If you were injured in a crash and filed a lawsuit against the other driver, that motorist might be able to present evidence that you weren’t wearing a seat belt. Why would they want to do that? Because of comparative negligence laws.
All states allow courts to decide how much each party contributed to an accident. If the jury finds your careless conduct contributed to your injuries, you might not recover as much compensation. In the few states that follow a pure contributory negligence rule, you can’t recover compensation at all.
“Wisconsin’s law requiring safety belt use allows a damage claim to be reduced by as much as 15 percent for parties not wearing safety belts,” according to Brent Smith, an attorney at Johns, Flaherty & Collins.
Wisconsin is one of 15 states that have a way for defendants to raise the issue of the victim not wearing a seat belt at the time of the crash. Hawaii and North Dakota have indicated they too might allow a seat belt defense.
Thirty states, including Kentucky, don’t let insurance companies present evidence of a victim not wearing a seat belt.
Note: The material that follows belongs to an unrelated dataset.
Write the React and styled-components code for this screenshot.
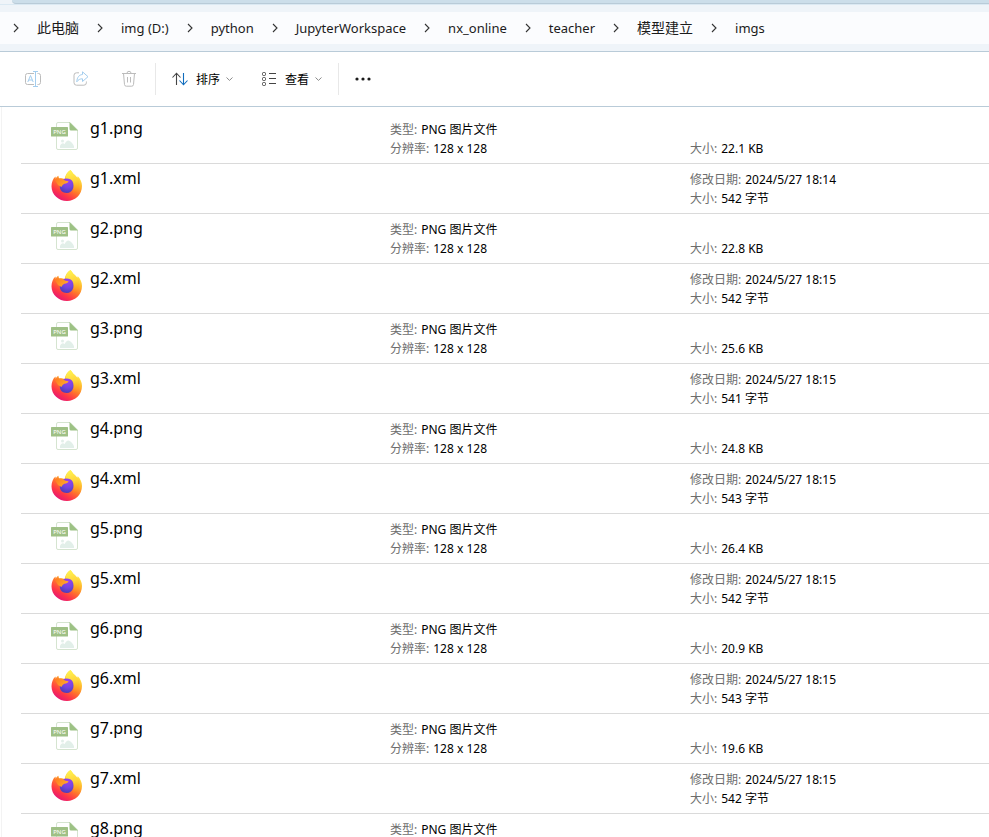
import React from 'react';
import styled, { createGlobalStyle } from 'styled-components';

const Colours = {
  frame: '#eff4f9',
  tabStrip: '#ccdeea',
  line: '#b9cbd8',
  rowLine: '#dadada',
  text: '#1b1b1b',
  label: '#6d6d6d',
  disabled: '#bcbcbc',
  disabledBlue: '#a3cdee',
  blue: '#0f6cbd',
};

const GlobalStyle = createGlobalStyle`
  * {
    box-sizing: border-box;
  }
  body {
    margin: 0;
    background: #fff;
    color: ${Colours.text};
    font-family: 'Noto Sans', 'Noto Sans CJK SC', sans-serif;
    font-size: 12px;
  }
`;

const crumbs = [
  { name: '此电脑', cjk: true },
  { name: 'img (D:)' },
  { name: 'python' },
  { name: 'JupyterWorkspace' },
  { name: 'nx_online' },
  { name: 'teacher' },
  { name: '模型建立', cjk: true },
  { name: 'imgs' },
];

const png = (name, size) => ({ name, kind: 'png', size });
const xml = (name, date, size) => ({ name, kind: 'xml', date, size });

const files = [
  png('g1.png', '22.1 KB'),
  xml('g1.xml', '2024/5/27 18:14', '542 字节'),
  png('g2.png', '22.8 KB'),
  xml('g2.xml', '2024/5/27 18:15', '542 字节'),
  png('g3.png', '25.6 KB'),
  xml('g3.xml', '2024/5/27 18:15', '541 字节'),
  png('g4.png', '24.8 KB'),
  xml('g4.xml', '2024/5/27 18:15', '543 字节'),
  png('g5.png', '26.4 KB'),
  xml('g5.xml', '2024/5/27 18:15', '542 字节'),
  png('g6.png', '20.9 KB'),
  xml('g6.xml', '2024/5/27 18:15', '543 字节'),
  png('g7.png', '19.6 KB'),
  xml('g7.xml', '2024/5/27 18:15', '542 字节'),
  png('g8.png', ''),
];

const Window = styled.div`
  display: flex;
  flex-direction: column;
  height: 100vh;
  overflow: hidden;
`;

const Header = styled.header`
  background: ${Colours.frame};
  border-bottom: 1px solid ${Colours.line};
`;

const TabStrip = styled.div`
  border-bottom: 1px solid #dbe9f3;
  padding-left: 12px;
`;

const TabStripFill = styled.div`
  height: 4px;
  background: ${Colours.tabStrip};
  border-bottom: 1px solid ${Colours.line};
  border-bottom-left-radius: 4px;
`;

const AddressBar = styled.nav`
  display: flex;
  align-items: center;
  gap: 18px;
  height: 32px;
  margin: 7px 0;
  padding-left: 13px;
  background: #fbfcfe;
`;

const Crumb = styled.a`
  color: ${Colours.text};
  font-size: ${({ $cjk }) => ($cjk ? 14 : 13)}px;
  line-height: 20px;
  text-decoration: none;
  white-space: nowrap;
`;

const Toolbar = styled.div`
  display: flex;
  align-items: center;
  gap: 16px;
  height: 55px;
  flex-shrink: 0;
  padding-left: 23px;
  border-bottom: 1px solid ${Colours.line};
`;

const ToolGroup = styled.div`
  display: flex;
  align-items: center;
  gap: 28px;
`;

const ToolButton = styled.button`
  display: flex;
  align-items: center;
  gap: ${({ $gap }) => $gap || 0}px;
  height: 32px;
  padding: 0;
  border: 0;
  background: none;
  color: ${Colours.text};
  font: inherit;
`;

const ToolLabel = styled.span`
  margin-right: -2px;
  color: #000;
`;

const Divider = styled.div`
  width: 1px;
  height: 32px;
  background: #e8e8e8;
`;

const FileList = styled.ul`
  flex: 1;
  min-height: 0;
  overflow: hidden;
  margin: 0 0 0 1px;
  padding: 7px 0 0 19px;
  border-left: 1px solid #f3f3f3;
  list-style: none;
`;

const FileRow = styled.li`
  display: grid;
  grid-template-columns: 32px 300px 300px 1fr;
  height: 50px;
  padding: 6px 0 0 30px;
  border-bottom: 1px solid ${Colours.rowLine};
`;

const FileName = styled.span`
  padding-left: 7px;
  color: #000;
  font-size: 16px;
  line-height: 16px;
`;

const Details = styled.dl`
  display: flex;
  flex-direction: column;
  justify-content: flex-end;
  height: 38px;
  margin: 0;
  padding-left: 7px;
`;

const Detail = styled.div`
  display: flex;
  gap: 4px;
  line-height: 19px;
  white-space: nowrap;
`;

const Label = styled.dt`
  color: ${Colours.label};
`;

const Value = styled.dd`
  margin: 0;
  color: #000;
`;

const CrumbArrow = () => (
  <svg width="6" height="10" viewBox="0 0 6 10" fill="none" stroke="#333" strokeWidth="1.1" aria-hidden="true">
    <path d="M1 1 5 5 1 9" />
  </svg>
);

const DownArrow = () => (
  <svg width="7" height="4" viewBox="0 0 7 4" fill="none" stroke="#8a8a8a" aria-hidden="true">
    <path d="M.5.5 3.5 3.4 6.5.5" />
  </svg>
);

const RenameIcon = () => (
  <svg width="20" height="20" viewBox="0 0 20 20" fill="none" stroke={Colours.disabled} aria-hidden="true">
    <path d="M11 4.5H4.5a2 2 0 0 0-2 2v7a2 2 0 0 0 2 2H11M14.5 4.5h1a2 2 0 0 1 2 2v7a2 2 0 0 1-2 2h-1" />
    <path d="M4.8 13 7.5 6.5 10.2 13M5.8 11h3.4M12.5 2.5v15M10 2.5h5M10 17.5h5" stroke={Colours.disabledBlue} />
  </svg>
);

const ShareIcon = () => (
  <svg width="20" height="20" viewBox="0 0 20 20" fill="none" stroke={Colours.disabled} aria-hidden="true">
    <path d="M8 3.8H5.5A2.5 2.5 0 0 0 3 6.3v7.4a2.5 2.5 0 0 0 2.5 2.5h7.4a2.5 2.5 0 0 0 2.5-2.5v-1.2" />
    <path
      d="M11.5 2.8 17 7.7l-5.5 4.8V9.8c-2.5 0-4.2.8-5.7 3 .2-4.3 2.2-7 5.700-7.300Z"
      stroke={Colours.disabledBlue}
      strokeLinejoin="round"
    />
  </svg>
);

const DeleteIcon = () => (
  <svg width="20" height="20" viewBox="0 0 20 20" fill="none" stroke={Colours.disabled} aria-hidden="true">
    <path d="M3 4.5h14M8 4.3a2 2 0 0 1 4 0M4.5 4.5l1 11a1.8 1.8 0 0 0 1.800 1.700h5.400a1.800 1.800 0 0 0 1.800-1.700l1-11M8.5 8v5.500M11.5 8v5.500" />
  </svg>
);

const SortIcon = () => (
  <svg width="16" height="14" viewBox="0 0 16 14" fill="none" stroke="#444" strokeWidth="1.1" aria-hidden="true">
    <path d="M4.5 13V1.5M.5 5.5l4-4.300 4 4.300" />
    <path d="M11.5 1v11.500M7.5 8.500l4 4.300 4-4.300" stroke={Colours.blue} />
  </svg>
);

const ViewIcon = () => (
  <svg width="16" height="15" viewBox="0 0 16 15" fill="none" stroke="#444" aria-hidden="true">
    <rect x="1.5" y=".5" width="3" height="3" rx="1" />
    <rect x="1.5" y="5.5" width="3" height="3" rx="1" />
    <rect x="1.5" y="10.5" width="3" height="3" rx="1" />
    <path d="M8 1.5h7M8 6.5h7M8 11.5h7" />
  </svg>
);

const MoreIcon = () => (
  <svg width="16" height="4" viewBox="0 0 16 4" fill="#1b1b1b" aria-hidden="true">
    <circle cx="2" cy="2" r="1.6" />
    <circle cx="8" cy="2" r="1.6" />
    <circle cx="14" cy="2" r="1.6" />
  </svg>
);

const PngIcon = () => (
  <svg width="32" height="32" viewBox="0 0 32 32" aria-hidden="true">
    <path d="M7 2.5h12l7.500 7.500v18a1.500 1.500 0 0 1-1.500 1.500H7A1.500 1.500 0 0 1 5.500 28V4A1.500 1.500 0 0 1 7 2.500Z" fill="#fff" stroke="#d5e4d0" />
    <path d="M18.5 2 27 10.500h-7A1.500 1.500 0 0 1 18.500 9Z" fill="#9cc184" />
    <circle cx="11.5" cy="21" r="1.5" fill="#e2efe9" />
    <path d="M9 28v-1.500c0-2 3-4.500 4.500-2.300 1-2 2.500-3.700 4-3.700s5.500 4 5.500 6V28Z" fill="#e2efe9" />
    <rect y="7" width="17" height="9.500" rx=".5" fill="#9fc086" />
    <text x="8.5" y="14" fill="#fff" fontFamily="Noto Sans, sans-serif" fontSize="6" textAnchor="middle">PNG</text>
  </svg>
);

const FirefoxIcon = () => (
  <svg width="32" height="32" viewBox="0 0 32 32" aria-hidden="true">
    <use href="#firefox" />
  </svg>
);

// Shared by every .xml row
const FirefoxShape = () => (
  <svg width="0" height="0" aria-hidden="true">
    <defs>
      <linearGradient id="ffBody" x1=".85" y1=".1" x2=".3" y2="1">
        <stop offset="0" stopColor="#fff44f" />
        <stop offset=".3" stopColor="#ffb92e" />
        <stop offset=".52" stopColor="#ff7a2a" />
        <stop offset=".78" stopColor="#ff3647" />
        <stop offset="1" stopColor="#e31577" />
      </linearGradient>
      <linearGradient id="ffFlame" x1=".4" y1="0" x2=".6" y2="1">
        <stop offset="0" stopColor="#fff44f" />
        <stop offset=".5" stopColor="#ffd23a" />
        <stop offset="1" stopColor="#ff980e" stopOpacity="0" />
      </linearGradient>
      <radialGradient id="ffGlobe" cx=".6" cy=".2" r=".85">
        <stop offset="0" stopColor="#a13cf0" />
        <stop offset=".5" stopColor="#7446e0" />
        <stop offset="1" stopColor="#4a3bb4" />
      </radialGradient>
      <linearGradient id="ffHead" x1="0" y1="0" x2="1" y2=".6">
        <stop offset="0" stopColor="#ff7a20" />
        <stop offset="1" stopColor="#ffab2a" />
      </linearGradient>
      <g id="firefox">
        <path
          d="M19.5 0c1.500 1.500 2.200 3.300 4 4.800 1 .9 2 1.800 2.700 3l.6-1.600c2.600 2.500 4.200 6 4.200 9.800C31 24.500 24.300 31 16 31S.5 24.700.5 16.200C.5 12.600 2 8.500 4.500 6.500l.3 2.200C5.500 7 6.500 6.300 7.300 5.800l.8 2.700c2-.7 3.800-.3 5.500.5C14.500 5 16.500 1.500 19.500 0Z"
          fill="url(#ffBody)"
        />
        <path d="M19.5 0c1.500 1.500 2.200 3.300 4 4.800 3.500 3 5.500 7 4.500 12.200-1 4.500-4 6.500-6.500 7 2-4 1.500-9-1.500-12-2-2-5-2.500-5.700-4C15 4.500 16.800 1.800 19.500 0Z" fill="url(#ffFlame)" />
        <path d="M12 9.500c3-1.800 8-1 9.700 2.200 2 4.500.3 11-5.900 11.300-4.300 0-7-2.800-7-6.500Z" fill="url(#ffGlobe)" />
        <path d="M4 9.800c2-1.800 5.500-1.800 8.500-.5 1.200 1.400 3 1.900 5 2-.2 1.800-2.200 2.200-4 2.500-1.200.6-2.500 1.700-3 3.200L7 15Z" fill="url(#ffHead)" />
      </g>
    </defs>
  </svg>
);

const FirefoxDefs = styled.div`
  height: 0;
  overflow: hidden;
`;

const Field = ({ label, value }) => (
  <Detail>
    <Label>{label}:</Label>
    <Value>{value}</Value>
  </Detail>
);

const FileItem = ({ file }) => (
  <FileRow>
    {file.kind === 'png' ? <PngIcon /> : <FirefoxIcon />}
    <FileName>{file.name}</FileName>
    <Details>
      {file.kind === 'png' && (
        <>
          <Field label="类型" value="PNG 图片文件" />
          <Field label="分辨率" value="128 x 128" />
        </>
      )}
    </Details>
    <Details>
      {file.date && <Field label="修改日期" value={file.date} />}
      {file.size && <Field label="大小" value={file.size} />}
    </Details>
  </FileRow>
);

export default function App() {
  return (
    <Window>
      <GlobalStyle />
      <FirefoxDefs><FirefoxShape /></FirefoxDefs>
      <Header>
        <TabStrip>
          <TabStripFill />
        </TabStrip>
        <AddressBar aria-label="Path">
          {crumbs.map(({ name, cjk }) => (
            <React.Fragment key={name}>
              <CrumbArrow />
              <Crumb href="#" $cjk={cjk}>{name}</Crumb>
            </React.Fragment>
          ))}
        </AddressBar>
      </Header>
      <Toolbar>
        <ToolGroup>
          <ToolButton disabled aria-label="Rename"><RenameIcon /></ToolButton>
          <ToolButton disabled aria-label="Share"><ShareIcon /></ToolButton>
          <ToolButton disabled aria-label="Delete"><DeleteIcon /></ToolButton>
        </ToolGroup>
        <Divider />
        <ToolGroup>
          <ToolButton $gap={8}>
            <SortIcon />
            <ToolLabel>排序</ToolLabel>
            <DownArrow />
          </ToolButton>
          <ToolButton $gap={8}>
            <ViewIcon />
            <ToolLabel>查看</ToolLabel>
            <DownArrow />
          </ToolButton>
        </ToolGroup>
        <Divider />
        <ToolButton aria-label="More"><MoreIcon /></ToolButton>
      </Toolbar>
      <FileList>
        {files.map((file) => (
          <FileItem key={file.name} file={file} />
        ))}
      </FileList>
    </Window>
  );
}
Some legal professionals think this ban is outdated. As the Texas Supreme Court said, the “prohibition on seat-belt evidence” is “an anachronism” from when seat belt use wasn’t legally required or as commonplace as it is now. Others believe it protects car crash victims from facing an undue burden when they’re already suffering.
In Georgia, the seat belt defense is up for debate. Georgia is one of the 30 states that doesn’t let defendants present evidence of seat belt use. Some legislators are looking to change that, and it worries many personal injury lawyers and other legal professionals.
Emory University law professor, Frank Vandall, worries it would increase litigation costs for crash victims and scare them away from pursuing their claims. “You’re really protecting the insurance companies because they have to pay for the liability,” Vandall said. “All it does is keep more money that you pay with the insurance companies.”
Whether Georgia or other states shift their stance on seat belt evidence remains to be seen. What is still clear is that wearing a seat belt is the safest way to ride in a vehicle.